Wi-Fi搭載ながらサイズ感は非常にコンパクト決定キーを兼ねているニューロポインター

――今回、N-02Cはハイエンドスペックのモデルながらマイセレクトに対応されています。女性がメインターゲットだった従来のマイセレクト対応モデルとは、N-02Cではユーザー層が少し変わるのではないでしょうか。

高須氏
 N-01Bなど以前のマイセレクトモデルは、女性から見れば豊富な選択肢を準備しましたが、逆に男性が選べるものが少ない傾向にありました。PRIMEシリーズのユーザー層にも、カスタムニーズが高いということで、できるだけターゲット層を広げるべく、今回はN-02Cでマイセレクトに対応しています。

NEC埼玉の木村氏

――マイセレクトだと製造工程に影響があると思うのですが、それで防水というのは難しいのでは?

木村氏
 難しいです。通常は1本の生産ラインに流して出荷、となるのですが、マイセレクトでは作り方が違ってきます。たとえばパネルへの印字は別のラインで行います。印字は裏面から行うので、別ラインにて準備したパネルとキーシートをマイライン専用の組み立てを行うメインのラインに投入して組み立てた後、通常モデルと同様に防水試験を行います。

――スペックを見ると、このモデルがPRIMEシリーズではなく、STYLEシリーズに位置付けられているのが驚きでした。

高須氏
 μシリーズが登場したときは、4つのシリーズはありませんでしたが、μの系統はSTYLEシリーズに引き継がれました。それからμシリーズを進化させて行くにあたり、N-01Cのような可愛さをキーコンセプトにした方向性と、N-02Cのような防水・ハイスペックの方向性の、2つの進化の方向性があるかな、と感じ、今回2つのモデルになりました。N-02Cは、ハイスペック方向に進化させるからには、ほかのPRIMEシリーズに負けない商品力を付けよう、という思いで開発しています。

「μ」シリーズに位置付けられる歴代機種

――そもそもこのくらいのサイズ感ならばSTYLEシリーズ、というような基準はないのでしょうか。

高須氏
 幅50mmなどの数字はざっくりとはあるのですが、あとは実際に持った感じが重要になります。

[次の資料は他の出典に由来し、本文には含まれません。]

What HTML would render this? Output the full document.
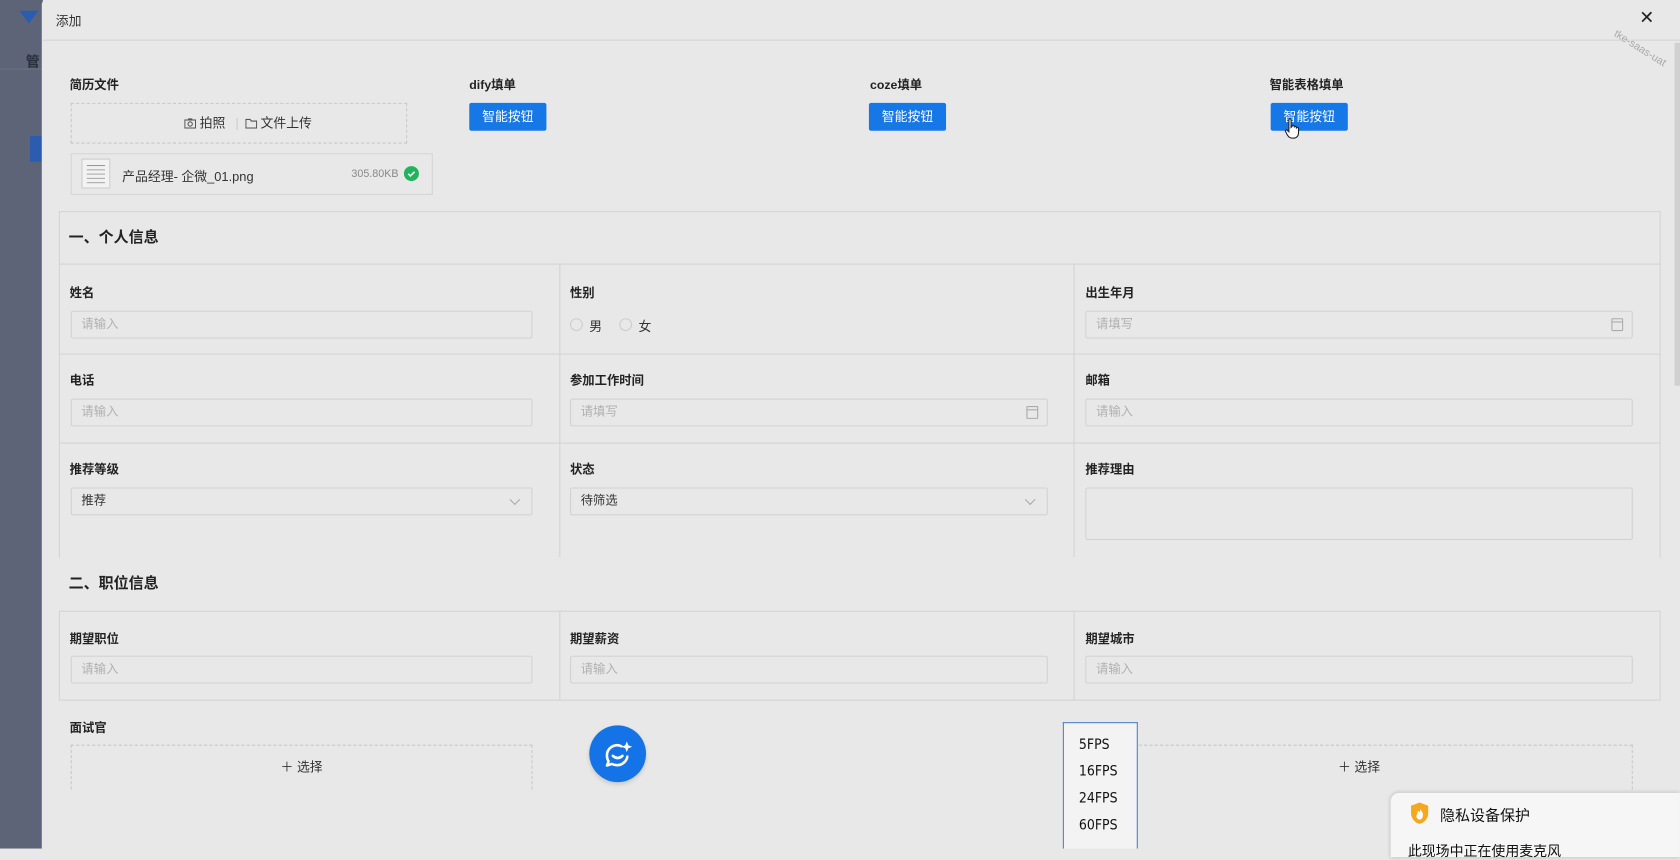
<!DOCTYPE html>
<html><head><meta charset="utf-8"><style>
*{margin:0;padding:0;box-sizing:border-box}
html,body{width:1680px;height:848px;overflow:hidden;background:#e8e8e8;font-family:"Liberation Sans","Noto Sans CJK SC",sans-serif}
#w{position:absolute;left:0;top:0;width:1568px;height:792px;transform:scale(1.0714);transform-origin:0 0}
.a{position:absolute}
.lbl{position:absolute;font-size:11.5px;font-weight:bold;color:#222;line-height:14px}
.inp{position:absolute;height:26px;border:1px solid #d2d2d2;border-radius:2px;font-size:11.5px;color:#b0b0b0;padding-left:9px;line-height:24px;background:#e8e8e8}
.btn{position:absolute;width:72px;height:26px;background:#1677e6;border-radius:2px;color:#fff;font-size:12px;text-align:center;line-height:26px}
.vl{position:absolute;width:1px;background:#d4d4d4}
.hl{position:absolute;height:1px;background:#d4d4d4}
.cal{position:absolute;right:8px;top:6px;width:11px;height:12px;border:1px solid #aaa;border-radius:1px}
.cal:before{content:"";position:absolute;left:0;right:0;top:2px;height:1px;background:#aaa}
.chev{position:absolute;right:12px;top:7px;width:7px;height:7px;border-right:1px solid #aaa;border-bottom:1px solid #aaa;transform:rotate(45deg)}
</style></head><body><div id="w">
<div class="a" style="left:0;top:0;width:40px;height:792px;background:#5d6477"></div>
<div class="a" style="left:18px;top:10px;width:0;height:0;border-left:9px solid transparent;border-right:9px solid transparent;border-top:12px solid #2a5db0"></div>
<div class="a" style="left:24px;top:47px;font-size:13px;font-weight:bold;color:#2a2e3a">管</div>
<div class="a" style="left:0;top:64px;width:40px;height:1px;background:#6b7284"></div>
<div class="a" style="left:28px;top:127px;width:12px;height:24px;background:#2c5cae"></div>
<div class="a" style="left:39px;top:0;width:1529px;height:792px;background:#e8e8e8;border-radius:4px 0 0 0"></div>
<div class="a" style="left:52px;top:11px;font-size:12px;color:#333">添加</div>
<div class="hl" style="left:39px;top:37px;width:1529px"></div>
<div class="a" style="left:1530px;top:7px;font-size:17px;color:#222">✕</div>
<div class="a" style="left:1503px;top:40px;font-size:10px;color:#aaa;transform:rotate(32deg)">tke-saas-uat</div>
<div class="a" style="left:1563px;top:40px;width:5px;height:320px;background:#d0d0d0"></div>
<div class="lbl" style="left:65px;top:73px">简历文件</div>
<div class="lbl" style="left:438px;top:73px">dify填单</div>
<div class="lbl" style="left:812px;top:73px">coze填单</div>
<div class="lbl" style="left:1185px;top:73px">智能表格填单</div>
<div class="a" style="left:66px;top:96px;width:314px;height:38px;border:1px dashed #c8c8c8"></div>
<div class="a" style="left:172px;top:108px;font-size:12px;color:#333;line-height:14px">
<svg width="11" height="10" viewBox="0 0 11 10" style="vertical-align:-1px"><rect x="0.5" y="2" width="10" height="7.5" fill="none" stroke="#555"/><rect x="3.5" y="0.5" width="4" height="1.5" fill="#555"/><circle cx="5.5" cy="5.7" r="2" fill="none" stroke="#555"/></svg> 拍照 <span style="color:#ccc;margin:0 6px">|</span><svg width="11" height="10" viewBox="0 0 11 10" style="vertical-align:-1px"><path d="M0.5 1.5h4l1 1.5h5v6.5h-10z" fill="none" stroke="#555"/></svg> 文件上传</div>
<div class="a" style="left:66px;top:143px;width:338px;height:39px;border:1px solid #d6d6d6"></div>
<div class="a" style="left:76px;top:148px;width:27px;height:28px;border:1px solid #ccc;background:#f2f2f2"><div style="margin:5px 4px;height:1px;background:#999;box-shadow:0 4px #aaa,0 8px #aaa,0 12px #aaa,0 16px #aaa"></div></div>
<div class="a" style="left:114px;top:156px;font-size:12px;color:#333">产品经理- 企微_01.png</div>
<div class="a" style="left:328px;top:157px;font-size:10px;color:#888">305.80KB</div>
<div class="a" style="left:377px;top:155px;width:14px;height:14px;border-radius:50%;background:#22b35e"><svg width="14" height="14" style="position:absolute;left:0;top:0"><path d="M4 7.2l2 2 4-4" fill="none" stroke="#fff" stroke-width="1.5"/></svg></div>
<div class="btn" style="left:438px;top:96px">智能按钮</div>
<div class="btn" style="left:811px;top:96px">智能按钮</div>
<div class="btn" style="left:1186px;top:96px">智能按钮</div>
<svg class="a" style="left:1199px;top:110px" width="16" height="20" viewBox="0 0 16 20"><path d="M4 2c0-1.5 2-1.5 2 0v7l1-1c0-1.3 2-1.3 2 0v1c0-1.3 2-1.3 2 0v1c0-1.3 2-1.3 2 0v4c0 3-2 5-5 5s-4-1-5.5-3L1 13c-.8-1 .4-2.3 1.4-1.5L4 13z" fill="#fff" stroke="#222" stroke-width="1"/></svg>
<div class="a" style="left:55px;top:197px;width:1495px;height:324px;border:1px solid #d4d4d4;border-bottom:none"></div>
<div class="a" style="left:64px;top:211px;font-size:14px;font-weight:bold;color:#222">一、个人信息</div>
<div class="hl" style="left:55px;top:246px;width:1495px"></div>
<div class="hl" style="left:55px;top:330px;width:1495px"></div>
<div class="hl" style="left:55px;top:413px;width:1495px"></div>
<div class="vl" style="left:522px;top:246px;height:274px"></div>
<div class="vl" style="left:1002px;top:246px;height:274px"></div>
<div class="lbl" style="left:65px;top:267px">姓名</div>
<div class="inp" style="left:66px;top:290px;width:431px">请输入</div>
<div class="lbl" style="left:532px;top:267px">性别</div>
<div class="a" style="left:532px;top:297px;width:12px;height:12px;border:1px solid #ccc;border-radius:50%"></div>
<div class="a" style="left:550px;top:296px;font-size:12px;color:#333">男</div>
<div class="a" style="left:578px;top:297px;width:12px;height:12px;border:1px solid #ccc;border-radius:50%"></div>
<div class="a" style="left:596px;top:296px;font-size:12px;color:#333">女</div>
<div class="lbl" style="left:1013px;top:267px">出生年月</div>
<div class="inp" style="left:1013px;top:290px;width:511px">请填写<span class="cal"></span></div>
<div class="lbl" style="left:65px;top:349px">电话</div>
<div class="inp" style="left:66px;top:372px;width:431px">请输入</div>
<div class="lbl" style="left:532px;top:349px">参加工作时间</div>
<div class="inp" style="left:532px;top:372px;width:446px">请填写<span class="cal"></span></div>
<div class="lbl" style="left:1013px;top:349px">邮箱</div>
<div class="inp" style="left:1013px;top:372px;width:511px">请输入</div>
<div class="lbl" style="left:65px;top:432px">推荐等级</div>
<div class="inp" style="left:66px;top:455px;width:431px;color:#333">推荐<span class="chev"></span></div>
<div class="lbl" style="left:532px;top:432px">状态</div>
<div class="inp" style="left:532px;top:455px;width:446px;color:#333">待筛选<span class="chev"></span></div>
<div class="lbl" style="left:1013px;top:432px">推荐理由</div>
<div class="inp" style="left:1013px;top:455px;width:511px;height:49px"></div>
<div class="a" style="left:64px;top:534px;font-size:14px;font-weight:bold;color:#222">二、职位信息</div>
<div class="a" style="left:55px;top:570px;width:1495px;height:84px;border:1px solid #d4d4d4"></div>
<div class="vl" style="left:522px;top:570px;height:84px"></div>
<div class="vl" style="left:1002px;top:570px;height:84px"></div>
<div class="lbl" style="left:65px;top:590px">期望职位</div>
<div class="inp" style="left:66px;top:612px;width:431px">请输入</div>
<div class="lbl" style="left:532px;top:590px">期望薪资</div>
<div class="inp" style="left:532px;top:612px;width:446px">请输入</div>
<div class="lbl" style="left:1013px;top:590px">期望城市</div>
<div class="inp" style="left:1013px;top:612px;width:511px">请输入</div>
<div class="lbl" style="left:65px;top:673px">面试官</div>
<div class="a" style="left:66px;top:695px;width:431px;height:42px;border:1px dashed #c8c8c8;border-bottom:none;text-align:center;font-size:12px;color:#333;line-height:40px">＋ 选择</div>
<div class="a" style="left:1013px;top:695px;width:511px;height:42px;border:1px dashed #c8c8c8;border-bottom:none;text-align:center;font-size:12px;color:#333;line-height:40px">＋ 选择</div>
<div class="a" style="left:550px;top:677px;width:53px;height:53px;border-radius:50%;background:#1473e6;box-shadow:0 2px 4px rgba(0,0,0,.15)">
<svg width="53" height="53" viewBox="0 0 53 53"><path d="M30 19.5A9.5 9.5 0 0 0 16.5 28.5c0 2 .5 3.5 1.5 5l-1.5 4 4.5-1.5c1.5.8 3.2 1.2 5 1.2 5 0 9-4 9.5-8" fill="none" stroke="#fff" stroke-width="2.4" stroke-linecap="round" stroke-linejoin="round"/><path d="M22 28.5q4.5 4 9 0" fill="none" stroke="#fff" stroke-width="2.4" stroke-linecap="round"/><path d="M35 15l1.4 3.6 3.6 1.4-3.6 1.4-1.4 3.6-1.4-3.6-3.6-1.4 3.6-1.4z" fill="#fff"/></svg></div>
<div class="a" style="left:992px;top:674px;width:70px;height:118px;background:#f3f3f3;border:1px solid #4a7fd0;border-bottom:none;font-size:13px;color:#111;font-family:'DejaVu Sans Condensed','Liberation Sans Narrow',sans-serif">
<div style="position:absolute;left:14px;top:13px">5FPS</div>
<div style="position:absolute;left:14px;top:38px">16FPS</div>
<div style="position:absolute;left:14px;top:63px">24FPS</div>
<div style="position:absolute;left:14px;top:88px">60FPS</div></div>
<div class="a" style="left:1298px;top:740px;width:270px;height:60px;background:#f6f6f6;border-radius:8px 0 0 0;box-shadow:0 0 4px rgba(0,0,0,.2)">
<svg style="position:absolute;left:18px;top:8px" width="18" height="22" viewBox="0 0 18 22"><path d="M9 1l8 3v7c0 5-4 9-8 10-4-1-8-5-8-10V4z" fill="#f5a81c"/><path d="M9 6c1 3 4 4 3 8a3 3 0 0 1-6 0c0-2 2-3 1-5 1 0 2 1 2 2 0-2 1-3 0-5z" fill="#fff"/></svg>
<div style="position:absolute;left:46px;top:11px;font-size:14px;color:#111">隐私设备保护</div>
<div style="position:absolute;left:16px;top:44px;font-size:13px;color:#111">此现场中正在使用麦克风</div></div>
</div></body></html>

――ソフトウェア面ではN-01CとN-02Cでは共通となる機能が多いですが、ハードウェア面でも共通部分が多いのでしょうか。

高須氏
 カメラまわりは解像度も違うので、DSP(デジタル信号処理を行うプロセッサー)も変えています。N-02Cでは解像度が上がっているのにカメラの動作が速いのは、DSPとソフトウェア作り込みの違いによります。

木村氏
 N-02Cは、防水と薄型化を両立するために、筐体のプラットフォームから見直しています。従来機種は側面などにパーツの分割線がありましたが、そういった水が入る物理経路を極力廃しています。

N-01Cはハンドミラー機能や自分撮りのために強力なLED照明も搭載している

――ソフトウェア面での改善は、基本的にN-01Cと同じだと思いますが、N-02Cならではの改善はどのあたりでしょうか?

加藤氏
 テンキー下にあるクイックボタンは、N-01Cでは初期状態はハンドミラー機能に割り当てられていますが、N-02Cでは初回起動時に好きな機能を割り当てられることが可能になっています。あとから変更することも可能で、アプリなども割り当てられるようになっています。

高須氏
 やはり、ベーシックな部分の強化というところにこだわっています。PRIMEシリーズのように「スペックが大事」というところより、もっと幅広いユーザー層に使っていただきたいので、基本的な部分やユーザーニーズが強い部分を集中的に強化しよう、という方針で取り組みました。玄人受けする機能ではなく、サクサク操作できるところやカメラで綺麗に撮れることなど、みんなが使って嬉しいよね、というようにしました。

 新製品だから選ぶ、というのではなく、デザインや操作性を見てもらい、安心して使えるよね、と地に足を付けて選んでもらえる商品になっていると思います。

――本日はお忙しいところありがとうございました。